Your Online Reputation: Three Things You Need To Remember
Filed under: Brand-Yourself.com, Careers, Guest Post, Personal Branding, Twitter, Web Identity, blogging, facebook, linkedin, reputation management, social media

So you’ve read all our articles here at Brand-Yourself.com about how essential it is to maintain your online reputation and personal brand identity. You’ve successfully set up your Facebook, Twitter, and LinkedIn accounts, emphasizing your individuality, visibility, consistency, and desirability as an employee.
The battle doesn’t end there, however. Maintaining a personal brand is continuous work and will continue for the remainder of your working life – perhaps even beyond retirement.
In order to cultivate your identity and your online reputation, keep three things in mind:
Be smart, not paranoid.
This is the age of the World Wide Web and, although you should exercise basic common sense and abstain from releasing information like your social security number to the general masses, there is no need to be paranoid about your information being online. Visibility is key, and it is up to you to take advantage of the accessibility of the Internet. Although you obviously shouldn’t provide, say, a blueprint and a detailed aerial shot of your home, don’t make it difficult for interested employers to contact you, either.
Use your name as often as [logically] possible.
Look at your various websites and social networking profiles as web footprints. Your online personality should be unique to you, but a clever, intelligent website means nothing if people have no idea who owns it. It is crucial that your name be prominent on any work you post online – not only in titles and bylines, but also headings, URLs, etc. – so that there will be a higher chance of your page[s] receiving hits. Exercise discretion, however. Sprinkling your name unnecessarily will look cheap and desperate, but thoroughly linking your work with your name shows that you are proud of what you can accomplish.

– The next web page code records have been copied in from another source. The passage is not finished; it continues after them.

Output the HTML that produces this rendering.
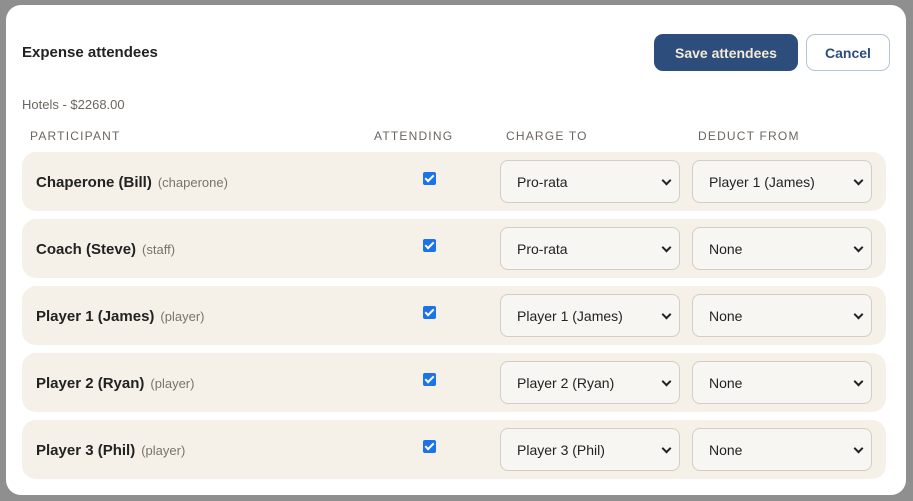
<!DOCTYPE html>
<html><head><style>
*{box-sizing:border-box;margin:0;padding:0}
body{width:913px;height:501px;background:#8f8f8f;font-family:"Liberation Sans",sans-serif;position:relative;overflow:hidden}
.m{position:absolute;left:6px;top:5px;width:900px;height:490px;background:#fff;border-radius:15px}
h1{position:absolute;left:16px;top:39px;font-size:15px;font-weight:bold;color:#222}
.save{position:absolute;left:648px;top:29px;width:144px;height:37px;background:#2d4e7c;color:#f3ead7;border-radius:9px;font-weight:bold;font-size:14px;text-align:center;line-height:38px}
.cancel{position:absolute;left:800px;top:29px;width:84px;height:37px;border:1px solid #b7c3d6;color:#2d4e7c;border-radius:9px;font-weight:bold;font-size:14px;text-align:center;line-height:36px}
.sub{position:absolute;left:16px;top:92px;font-size:13px;color:#6b6560}
.th{position:absolute;top:124px;font-size:12px;letter-spacing:1.2px;color:#6b6560}
.row{position:absolute;left:16px;width:864px;height:59px;background:#f5f0e8;border-radius:14px}
.nm{position:absolute;left:14px;top:22px;font-size:15px;font-weight:bold;color:#222}
.nm span{font-weight:normal;font-size:13px;color:#7a736c;margin-left:6px}
.cb{position:absolute;left:401px;top:20px;width:13px;height:13px;background:#1a73e8;border-radius:2px}
.cb:after{content:"";position:absolute;left:4px;top:1px;width:3px;height:7px;border:solid #fff;border-width:0 2px 2px 0;transform:rotate(45deg)}
.sel{position:absolute;top:8px;width:180px;height:43px;border:1px solid #d3cdc6;border-radius:8px;background:#f8f6f2;font-size:14px;color:#222;padding-left:16px;line-height:43px}
.sel:after{content:"";position:absolute;right:9px;top:16px;width:5px;height:5px;border:solid #222;border-width:0 2.5px 2.5px 0;transform:rotate(45deg)}
</style></head><body>
<div class="m">
<h1>Expense attendees</h1>
<div class="save">Save attendees</div>
<div class="cancel">Cancel</div>
<div class="sub">Hotels - $2268.00</div>
<div class="th" style="left:24px">PARTICIPANT</div>
<div class="th" style="left:368px">ATTENDING</div>
<div class="th" style="left:500px">CHARGE TO</div>
<div class="th" style="left:692px">DEDUCT FROM</div>
<div class="row" style="top:147px"><div class="nm">Chaperone (Bill)<span>(chaperone)</span></div><div class="cb"></div><div class="sel" style="left:478px">Pro-rata</div><div class="sel" style="left:670px">Player 1 (James)</div></div>
<div class="row" style="top:214px"><div class="nm">Coach (Steve)<span>(staff)</span></div><div class="cb"></div><div class="sel" style="left:478px">Pro-rata</div><div class="sel" style="left:670px">None</div></div>
<div class="row" style="top:281px"><div class="nm">Player 1 (James)<span>(player)</span></div><div class="cb"></div><div class="sel" style="left:478px">Player 1 (James)</div><div class="sel" style="left:670px">None</div></div>
<div class="row" style="top:348px"><div class="nm">Player 2 (Ryan)<span>(player)</span></div><div class="cb"></div><div class="sel" style="left:478px">Player 2 (Ryan)</div><div class="sel" style="left:670px">None</div></div>
<div class="row" style="top:415px"><div class="nm">Player 3 (Phil)<span>(player)</span></div><div class="cb"></div><div class="sel" style="left:478px">Player 3 (Phil)</div><div class="sel" style="left:670px">None</div></div>
</div>
</body></html>
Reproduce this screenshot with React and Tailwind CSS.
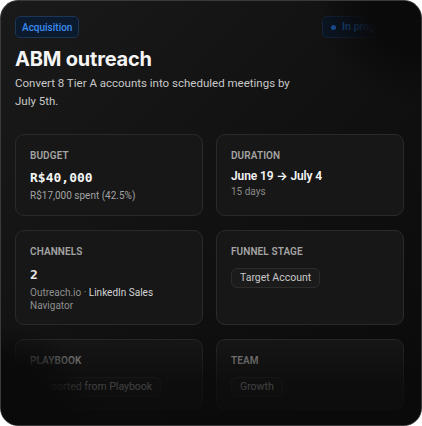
import React from "react";

const sans = "font-['Roboto','Inter',sans-serif]";
const display = "font-['Inter','Roboto',sans-serif]";
const mono = "font-['DejaVu_Sans_Mono','Liberation_Mono',monospace]";

function Card({ label, children }) {
  return (
    <div className="rounded-[9px] border border-[#2a2a2a] bg-[#171717] px-[14px] pt-[14px] pb-[12px]">
      <div className="text-[10px] leading-[14px] font-semibold tracking-[0.01em] text-[#a3a3a3] uppercase">
        {label}
      </div>
      {children}
    </div>
  );
}

function Chip({ children }) {
  return (
    <span className="inline-flex h-[20px] items-center rounded-[6px] border border-[#2c2c2c] bg-[#1b1b1b] px-[8px] text-[10.5px] text-[#c8c8c8]">
      {children}
    </span>
  );
}

export default function App() {
  return (
    <div className={`h-[426px] w-[422px] bg-white ${sans}`}>
      <div className="relative h-full w-full overflow-hidden rounded-[18px] border border-[#3a3a3a] bg-[linear-gradient(135deg,#1a1a1a_0%,#121212_45%,#0a0a0a_100%)] pl-[14px] pr-[17px] pt-[15px]">
        <div className="flex items-center justify-between">
          <span className="inline-flex h-[22px] items-center rounded-[5px] border border-[#1d3557] bg-[#0c1a2e] px-[6px] text-[10px] font-medium text-[#3b8cf0]">
            Acquisition
          </span>
          <span className="inline-flex h-[22px] items-center gap-[6px] rounded-[5px] border border-[#14253d] bg-[#0a1524] px-[8px] text-[10.5px] font-semibold text-[#1f5aa8]">
            <span className="h-[5px] w-[5px] rounded-full bg-[#1d5fb3]" />
            In progress
          </span>
        </div>

        <h1 className={`mt-[8px] text-[20px] leading-[26px] font-bold tracking-[-0.01em] text-[#f5f5f5] ${display}`}>
          ABM outreach
        </h1>
        <p className="mt-[2px] w-[285px] text-[11.5px] leading-[18px] text-[#c8c8c8]">
          Convert 8 Tier A accounts into scheduled meetings by July 5th.
        </p>

        <div className="mt-[24px] grid grid-cols-2 gap-x-[13px] gap-y-[14px]">
          <Card label="Budget">
            <div className={`mt-[6px] text-[13px] leading-[18px] font-bold text-[#f5f5f5] ${mono}`}>
              R$40,000
            </div>
            <div className="mt-[2px] text-[10px] leading-[14px] text-[#a3a3a3]">
              R$17,000 spent (42.5%)
            </div>
          </Card>
          <Card label="Duration">
            <div className="mt-[4px] text-[12px] leading-[18px] font-semibold tracking-[-0.01em] text-[#f5f5f5]">
              June 19 → July 4
            </div>
            <div className="text-[10px] leading-[14px] text-[#8a8a8a]">15 days</div>
          </Card>

          <Card label="Channels">
            <div className={`mt-[7px] text-[13px] leading-[18px] font-bold text-[#e5e5e5] ${mono}`}>
              2
            </div>
            <div className="mt-[2px] text-[10px] leading-[13px] text-[#8f8f8f]">
              Outreach.io · <span className="text-[#d4d4d4]">LinkedIn Sales</span>
              <br />
              Navigator
            </div>
          </Card>
          <Card label="Funnel stage">
            <div className="mt-[5px]">
              <Chip>Target Account</Chip>
            </div>
          </Card>

          <Card label="Playbook">
            <div className="mt-[5px]">
              <Chip>Imported from Playbook</Chip>
            </div>
          </Card>
          <Card label="Team">
            <div className="mt-[5px]">
              <Chip>Growth</Chip>
            </div>
          </Card>
        </div>

        <div className="pointer-events-none absolute inset-0 bg-[radial-gradient(circle_at_100%_0%,#0a0a0a_0px,#0a0a0a_52px,rgba(10,10,10,0)_105px)]" />
        <div className="pointer-events-none absolute inset-0 bg-[linear-gradient(to_bottom,rgba(10,10,10,0)_0%,rgba(10,10,10,0)_78%,rgba(10,10,10,0.7)_90%,rgba(10,10,10,0.9)_100%)]" />
        <div className="pointer-events-none absolute inset-0 bg-[radial-gradient(circle_at_0%_100%,#0a0a0a_0px,#0a0a0a_58px,rgba(10,10,10,0)_100px)]" />
      </div>
    </div>
  );
}
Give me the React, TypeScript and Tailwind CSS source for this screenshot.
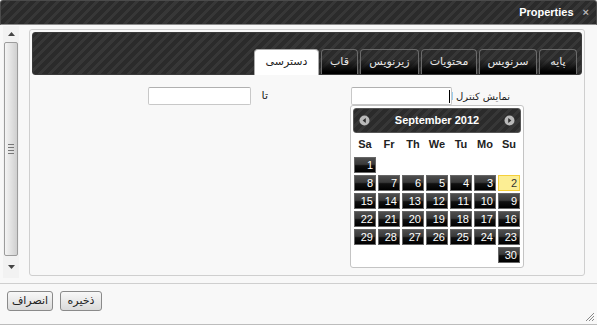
import React from 'react';

const stripes =
  'bg-[image:repeating-linear-gradient(135deg,#2b2b2b_0px,#2b2b2b_4px,#373737_4px,#373737_7px)]';

const tabs = [
  { label: 'پایه', w: 'w-[38px]' },
  { label: 'سرنویس', w: 'w-[58px]' },
  { label: 'محتویات', w: 'w-[56px]' },
  { label: 'زیرنویس', w: 'w-[59px]' },
  { label: 'قاب', w: 'w-[37px]' },
  { label: 'دسترسی', w: 'w-[65px]', active: true },
];

// rtl order: Su Mo Tu We Th Fr Sa
const weekDays = ['Su', 'Mo', 'Tu', 'We', 'Th', 'Fr', 'Sa'];
const weeks: (number | null)[][] = [
  [null, null, null, null, null, null, 1],
  [2, 3, 4, 5, 6, 7, 8],
  [9, 10, 11, 12, 13, 14, 15],
  [16, 17, 18, 19, 20, 21, 22],
  [23, 24, 25, 26, 27, 28, 29],
  [30, null, null, null, null, null, null],
];

function NavIcon({ dir }: { dir: 'prev' | 'next' }) {
  return (
    <svg width="11" height="11" viewBox="0 0 11 11">
      <circle cx="5.5" cy="5.5" r="5" fill="#b9b9b9" />
      {dir === 'prev' ? (
        <polygon points="6.8,3 3.6,5.5 6.8,8" fill="#2e2e2e" />
      ) : (
        <polygon points="4.2,3 7.4,5.5 4.2,8" fill="#2e2e2e" />
      )}
    </svg>
  );
}

function Calendar() {
  return (
    <div className="absolute top-[18px] left-[-1px] w-[174px] h-[163px] bg-white border border-[#c4c4c4] rounded-[3px] p-[2px]">
      <div dir="ltr" className={`h-[25px] rounded-[3px] border border-[#555] ${stripes} flex items-center justify-between px-[5px]`}>
        <NavIcon dir="prev" />
        <span className="text-white font-bold text-[11px] font-['Liberation_Sans',sans-serif]">September 2012</span>
        <NavIcon dir="next" />
      </div>
      <div dir="rtl" className="grid grid-cols-7 gap-x-[2px] px-px h-[24px] items-center pb-px font-['Liberation_Sans',sans-serif]">
        {weekDays.map((d) => (
          <div key={d} className="text-center font-bold text-[11px] text-[#222]">
            {d}
          </div>
        ))}
      </div>
      <div dir="rtl" className="grid grid-cols-7 gap-x-[2px] gap-y-[2px] px-px font-['Liberation_Sans',sans-serif]">
        {weeks.flat().map((n, i) =>
          n === null ? (
            <div key={i} className="h-[16px]" />
          ) : n === 2 ? (
            <div
              key={i}
              className="h-[16px] border border-[#f5cf3a] bg-[#fcee94] text-[#333] text-right pr-[2px] text-[11px] leading-[14px]"
            >
              {n}
            </div>
          ) : (
            <div
              key={i}
              className="h-[16px] border border-[#666] bg-[image:linear-gradient(to_bottom,#4e4e4e_0%,#393939_45%,#111_55%,#000_100%)] text-white text-right pr-[2px] text-[11px] leading-[14px]"
            >
              {n}
            </div>
          )
        )}
      </div>
    </div>
  );
}

function Scrollbar() {
  return (
    <div className="mt-px w-[16px] h-[252px] bg-[#f2f2f2] flex flex-col">
      <div className="h-[16px] flex items-center justify-center">
        <svg width="7" height="4" viewBox="0 0 7 4">
          <polygon points="0,4 3.5,0 7,4" fill="#444" />
        </svg>
      </div>
      <div className="flex-1 mx-px rounded-[2px] border border-[#9c9c9c] bg-[image:linear-gradient(to_right,#f4f4f4,#dedede_60%,#cfcfcf)] flex flex-col items-center justify-center gap-[2px]">
        <div className="w-[6px] h-px bg-[#777]" />
        <div className="w-[6px] h-px bg-[#777]" />
        <div className="w-[6px] h-px bg-[#777]" />
        <div className="w-[6px] h-px bg-[#777]" />
      </div>
      <div className="h-[22px] flex items-center justify-center">
        <svg width="7" height="4" viewBox="0 0 7 4">
          <polygon points="0,0 3.5,4 7,0" fill="#444" />
        </svg>
      </div>
    </div>
  );
}

export default function App() {
  return (
    <div className="relative w-[597px] h-[325px] bg-[#f8f8f8] border-b border-[#bcbcbc] overflow-hidden font-['Liberation_Sans','DejaVu_Sans',sans-serif] text-[11px] text-[#222]">
      {/* title bar */}
      <div className={`h-[25px] rounded-t-[3px] border border-[#4a4a4a] border-b-[#8c8c8c] ${stripes} flex items-center justify-end pr-[7px]`}>
        <span className="text-white font-bold text-[11px]">Properties</span>
        <span className="ml-[9px] text-[#b5b5b5] text-[11px] font-bold leading-none">×</span>
      </div>

      {/* body */}
      <div className="flex h-[258px] pl-[3px]">
        <Scrollbar />
        <div className="ml-[10px] mt-[4px] w-[556px] h-[247px] border border-[#cfcfcf] rounded-[3px] p-[2px] flex flex-col">
          <div className={`h-[43px] rounded-[3px] border border-[#3a3a3a] ${stripes} flex items-end`}>
            <div dir="rtl" className="flex items-end gap-[2px] pr-[4px] w-full -mb-px">
              {tabs.map((t) =>
                t.active ? (
                  <div
                    key={t.label}
                    className={`${t.w} h-[26px] rounded-t-[4px] border border-b-0 border-[#aaa] bg-white text-[#222] flex items-center justify-center text-[11px] font-['DejaVu_Sans',sans-serif]`}
                  >
                    {t.label}
                  </div>
                ) : (
                  <div
                    key={t.label}
                    className={`${t.w} h-[25px] mb-px rounded-t-[4px] border border-b-0 border-[#6a6a6a] bg-[image:linear-gradient(to_bottom,rgba(0,0,0,0)_40%,#000_92%)] text-[#e6e6e6] flex items-center justify-center text-[11px] font-['DejaVu_Sans',sans-serif]`}
                  >
                    {t.label}
                  </div>
                )
              )}
            </div>
          </div>

          <div dir="rtl" className="mt-[12px] h-[18px] flex items-center pr-[72px] font-['DejaVu_Sans',sans-serif]">
            <div className="w-[58px] text-right text-[10px] whitespace-nowrap">نمایش کنترل از</div>
            <div className="relative">
              <div className="w-[101px] h-[18px] bg-white border border-[#c8c8c8] border-t-[#b0b0b0] rounded-[2px] flex items-center pr-[1px]">
                <div className="w-px h-[13px] bg-black" />
              </div>
              <Calendar />
            </div>
            <div className="mr-[83px] w-[17px] text-right text-[11px]">تا</div>
            <div className="w-[103px] h-[18px] bg-white border border-[#c8c8c8] border-t-[#b0b0b0] rounded-[2px]" />
          </div>
        </div>
      </div>

      {/* footer */}
      <div className="border-t border-[#cfcfcf] flex gap-[7px] pl-[7px] pt-[7px] font-['DejaVu_Sans',sans-serif]">
        <button className="w-[46px] h-[20px] border border-[#8a8a8a] rounded-[3px] bg-[image:linear-gradient(to_bottom,#f8f8f8,#dadada)] text-[11px] text-[#222] flex items-center justify-center">
          انصراف
        </button>
        <button className="w-[42px] h-[20px] border border-[#8a8a8a] rounded-[3px] bg-[image:linear-gradient(to_bottom,#f8f8f8,#dadada)] text-[11px] text-[#222] flex items-center justify-center">
          ذخیره
        </button>
      </div>

      {/* resize grip */}
      <svg className="absolute right-[3px] bottom-[3px]" width="9" height="9" viewBox="0 0 9 9">
        <line x1="1" y1="9" x2="9" y2="1" stroke="#888" strokeWidth="1" />
        <line x1="4" y1="9" x2="9" y2="4" stroke="#888" strokeWidth="1" />
        <line x1="7" y1="9" x2="9" y2="7" stroke="#888" strokeWidth="1" />
      </svg>
    </div>
  );
}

OWN YOUR ONLINE REPUTATION.
It can’t be stressed enough how important it is to own your personal brand identity. If you haven’t already, do a quick search of your name and see what the Web says about you. If you find there are people who share a similar name, you must work hard to differentiate yourself from those people. Always keep in mind all those professional and personal traits that make you desirable to prospective employers, and protect this image with everything you’ve got.
Remember, your work isn’t finished once you’ve established a personal brand identity. You must also work hard to regularly manage the impression you make on the rest of the world, ensuring now only that you remain individual but also that your brand remains true to who you are. Your online reputation is how people will differentiate you from the masses.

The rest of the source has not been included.